-- GOAL OF THE EXERCISE --
Copy out all lines where "components" appears.

-- SUPPLIED DATA --
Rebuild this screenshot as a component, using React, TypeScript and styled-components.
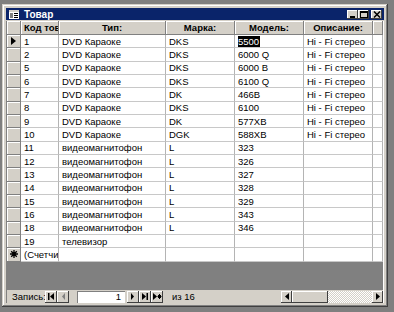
import styled, { createGlobalStyle } from 'styled-components';

const GlobalStyle = createGlobalStyle`
  html, body {
    margin: 0;
    padding: 0;
    background: #7f7f7f;
  }
  body {
    width: 394px;
    height: 312px;
    overflow: hidden;
    font-family: "Liberation Sans", Arial, sans-serif;
  }
`;

const COLS = '14px 38px 107px 69px 69px 69px 10px';

type Item = {
  id: string;
  kind: string;
  brand: string;
  model: string;
  note: string;
};

const items: Item[] = [
  { id: '1', kind: 'DVD Караоке', brand: 'DKS', model: '5500', note: 'Hi - Fi стерео' },
  { id: '2', kind: 'DVD Караоке', brand: 'DKS', model: '6000 Q', note: 'Hi - Fi стерео' },
  { id: '5', kind: 'DVD Караоке', brand: 'DKS', model: '6000 B', note: 'Hi - Fi стерео' },
  { id: '6', kind: 'DVD Караоке', brand: 'DKS', model: '6100 Q', note: 'Hi - Fi стерео' },
  { id: '7', kind: 'DVD Караоке', brand: 'DK', model: '466B', note: 'Hi - Fi стерео' },
  { id: '8', kind: 'DVD Караоке', brand: 'DKS', model: '6100', note: 'Hi - Fi стерео' },
  { id: '9', kind: 'DVD Караоке', brand: 'DK', model: '577XB', note: 'Hi - Fi стерео' },
  { id: '10', kind: 'DVD Караоке', brand: 'DGK', model: '588XB', note: 'Hi - Fi стерео' },
  { id: '11', kind: 'видеомагнитофон', brand: 'L', model: '323', note: '' },
  { id: '12', kind: 'видеомагнитофон', brand: 'L', model: '326', note: '' },
  { id: '13', kind: 'видеомагнитофон', brand: 'L', model: '327', note: '' },
  { id: '14', kind: 'видеомагнитофон', brand: 'L', model: '328', note: '' },
  { id: '15', kind: 'видеомагнитофон', brand: 'L', model: '329', note: '' },
  { id: '16', kind: 'видеомагнитофон', brand: 'L', model: '343', note: '' },
  { id: '18', kind: 'видеомагнитофон', brand: 'L', model: '346', note: '' },
  { id: '19', kind: 'телевизор', brand: '', model: '', note: '' },
];

const App = () => {
  return (
    <>
      <GlobalStyle />
      <Page>
        <Window>
          <TitleBar>
            <TitleIcon width="10" height="9" viewBox="0 0 10 9">
              <rect x="0" y="0" width="10" height="9" fill="#fff" />
              <rect x="0" y="0" width="10" height="2" fill="#d4d0c8" />
              <rect x="1" y="3" width="3" height="5" fill="#808080" />
              <rect x="5" y="3" width="4" height="1" fill="#000" />
              <rect x="5" y="5" width="4" height="1" fill="#000" />
              <rect x="5" y="7" width="4" height="1" fill="#000" />
            </TitleIcon>
            <Title>Товар</Title>
            <TitleButtons>
              <CaptionButton>
                <svg width="8" height="7" viewBox="0 0 8 7">
                  <rect x="1" y="5" width="5" height="2" fill="#000" />
                </svg>
              </CaptionButton>
              <CaptionButton>
                <svg width="8" height="7" viewBox="0 0 8 7">
                  <rect x="0.5" y="0.5" width="7" height="6" fill="none" stroke="#000" />
                  <rect x="0" y="0" width="8" height="2" fill="#000" />
                </svg>
              </CaptionButton>
              <CloseButton>
                <svg width="8" height="7" viewBox="0 0 8 7">
                  <path d="M1 0.5 L7 6.5 M7 0.5 L1 6.5" stroke="#000" strokeWidth="1.5" />
                </svg>
              </CloseButton>
            </TitleButtons>
          </TitleBar>
          <Client>
            <HeaderRow>
              <HeadCell />
              <HeadCell $left>Код товара</HeadCell>
              <HeadCell>Тип:</HeadCell>
              <HeadCell>Марка:</HeadCell>
              <HeadCell>Модель:</HeadCell>
              <HeadCell>Описание:</HeadCell>
              <HeadCell />
            </HeaderRow>
            {items.map((item, i) => (
              <Row key={item.id}>
                <Selector>
                  {i === 0 && (
                    <svg width="5" height="8" viewBox="0 0 5 8">
                      <polygon points="0,0 5,4 0,8" fill="#000" />
                    </svg>
                  )}
                </Selector>
                <Cell>{item.id}</Cell>
                <Cell>{item.kind}</Cell>
                <Cell>{item.brand}</Cell>
                <Cell>{i === 0 ? <Selected>{item.model}</Selected> : item.model}</Cell>
                <Cell>{item.note}</Cell>
                <Cell />
              </Row>
            ))}
            <Row>
              <Selector>
                <svg width="8" height="8" viewBox="0 0 8 8">
                  <path d="M4 0 V8 M0 4 H8 M1.2 1.2 L6.8 6.8 M6.8 1.2 L1.2 6.8" stroke="#000" strokeWidth="1.3" />
                </svg>
              </Selector>
              <Cell>(Счетчик)</Cell>
              <Cell />
              <Cell />
              <Cell />
              <Cell />
              <Cell />
            </Row>
            <Empty />
            <NavBar>
              <NavLabel>Запись:</NavLabel>
              <NavButton>
                <svg width="8" height="7" viewBox="0 0 8 7">
                  <rect x="1" y="0" width="1.5" height="7" fill="#000" />
                  <polygon points="7,0 3,3.5 7,7" fill="#000" />
                </svg>
              </NavButton>
              <NavButton>
                <svg width="8" height="7" viewBox="0 0 8 7">
                  <polygon points="6,0 3,3.5 6,7" fill="#808080" />
                </svg>
              </NavButton>
              <RecordBox>1</RecordBox>
              <NavButton>
                <svg width="8" height="7" viewBox="0 0 8 7">
                  <polygon points="2,0 5,3.5 2,7" fill="#000" />
                </svg>
              </NavButton>
              <NavButton>
                <svg width="8" height="7" viewBox="0 0 8 7">
                  <polygon points="1,0 5,3.5 1,7" fill="#000" />
                  <rect x="5.5" y="0" width="1.5" height="7" fill="#000" />
                </svg>
              </NavButton>
              <NavButton>
                <svg width="9" height="7" viewBox="0 0 9 7">
                  <polygon points="0,0 4,3.5 0,7" fill="#000" />
                  <path d="M6.5 1 V6 M4.5 3.5 H8.5 M5 2 L8 5 M8 2 L5 5" stroke="#000" strokeWidth="1" />
                </svg>
              </NavButton>
              <NavCount>из 16</NavCount>
              <ScrollBar>
                <ScrollArrow>
                  <svg width="4" height="7" viewBox="0 0 4 7">
                    <polygon points="4,0 0,3.5 4,7" fill="#000" />
                  </svg>
                </ScrollArrow>
                <Thumb />
                <Track />
                <ScrollArrow>
                  <svg width="4" height="7" viewBox="0 0 4 7">
                    <polygon points="0,0 4,3.5 0,7" fill="#000" />
                  </svg>
                </ScrollArrow>
              </ScrollBar>
            </NavBar>
          </Client>
        </Window>
      </Page>
    </>
  );
};

const Page = styled.div`
  padding: 4px 0 0 2px;
`;

const Window = styled.div`
  box-sizing: border-box;
  width: 386px;
  height: 303px;
  padding: 4px;
  background: #d4d0c8;
  box-shadow: inset -1px -1px #404040, inset 1px 1px #d4d0c8,
    inset -2px -2px #808080, inset 2px 2px #fff;
  display: flex;
  flex-direction: column;
`;

const TitleBar = styled.div`
  height: 12px;
  margin-bottom: 1px;
  background: #0a246a;
  display: flex;
  align-items: center;
  padding: 0 2px 0 3px;
`;

const TitleIcon = styled.svg`
  flex: none;
  margin-right: 5px;
`;

const Title = styled.span`
  color: #fff;
  font-weight: bold;
  font-size: 10px;
  flex: 1;
`;

const TitleButtons = styled.div`
  display: flex;
  align-items: center;
`;

const CaptionButton = styled.div`
  box-sizing: border-box;
  width: 11px;
  height: 9px;
  background: #d4d0c8;
  box-shadow: inset -1px -1px #404040, inset 1px 1px #fff;
  display: flex;
  align-items: center;
  justify-content: center;
`;

const CloseButton = styled(CaptionButton)`
  margin-left: 2px;
`;

const Client = styled.div`
  flex: 1;
  display: flex;
  flex-direction: column;
  border-left: 1px solid #808080;
  border-right: 1px solid #fff;
  font-size: 9.5px;
  color: #000;
`;

const HeaderRow = styled.div`
  display: grid;
  grid-template-columns: ${COLS};
  height: 14px;
`;

const HeadCell = styled.div<{ $left?: boolean }>`
  box-sizing: border-box;
  background: #d4d0c8;
  border-right: 1px solid #808080;
  border-bottom: 1px solid #808080;
  box-shadow: inset 1px 1px #fff;
  font-weight: bold;
  white-space: nowrap;
  overflow: hidden;
  display: flex;
  align-items: center;
  justify-content: ${(p) => (p.$left ? 'flex-start' : 'center')};
  padding-left: ${(p) => (p.$left ? '3px' : '0')};
`;

const Row = styled.div`
  display: grid;
  grid-template-columns: ${COLS};
  height: 13.33px;
`;

const Selector = styled.div`
  box-sizing: border-box;
  background: #d4d0c8;
  border-right: 1px solid #808080;
  border-bottom: 1px solid #808080;
  box-shadow: inset 1px 1px #fff;
  display: flex;
  align-items: center;
  justify-content: center;
`;

const Cell = styled.div`
  box-sizing: border-box;
  background: #fff;
  border-right: 1px solid #b4b4b4;
  border-bottom: 1px solid #c8c8c8;
  padding-left: 3px;
  white-space: nowrap;
  overflow: hidden;
  display: flex;
  align-items: center;
`;

const Selected = styled.span`
  background: #000;
  color: #fff;
  padding-right: 1px;
`;

const Empty = styled.div`
  flex: 1;
  background: #808080;
`;

const NavBar = styled.div`
  height: 13px;
  background: #d4d0c8;
  display: flex;
  align-items: center;
  font-size: 9.5px;
`;

const NavLabel = styled.span`
  box-sizing: border-box;
  width: 38px;
  padding-left: 5px;
`;

const NavButton = styled.div`
  box-sizing: border-box;
  width: 12px;
  height: 12px;
  background: #d4d0c8;
  box-shadow: inset -1px -1px #404040, inset 1px 1px #fff;
  display: flex;
  align-items: center;
  justify-content: center;
`;

const RecordBox = styled.div`
  box-sizing: border-box;
  width: 48px;
  height: 12px;
  margin: 0 2px 0 8px;
  background: #fff;
  box-shadow: inset 1px 1px #808080, inset -1px -1px #fff;
  text-align: right;
  padding-right: 4px;
  line-height: 12px;
`;

const NavCount = styled.span`
  margin-left: 9px;
  flex: 1;
`;

const ScrollBar = styled.div`
  display: flex;
  height: 12px;
`;

const ScrollArrow = styled.div`
  box-sizing: border-box;
  width: 11px;
  height: 12px;
  background: #d4d0c8;
  box-shadow: inset -1px -1px #404040, inset 1px 1px #fff;
  display: flex;
  align-items: center;
  justify-content: center;
`;

const Thumb = styled.div`
  box-sizing: border-box;
  width: 36px;
  background: #d4d0c8;
  box-shadow: inset -1px -1px #404040, inset 1px 1px #fff;
`;

const Track = styled.div`
  width: 44px;
  background: repeating-conic-gradient(#fff 0 25%, #d4d0c8 0 50%) 0 0 / 2px 2px;
`;

export default App;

-- SOLUTION FOR THIS PROBLEM --
Rebuild this screenshot as a component, using React, TypeScript and styled-components.
import styled, { createGlobalStyle } from 'styled-components';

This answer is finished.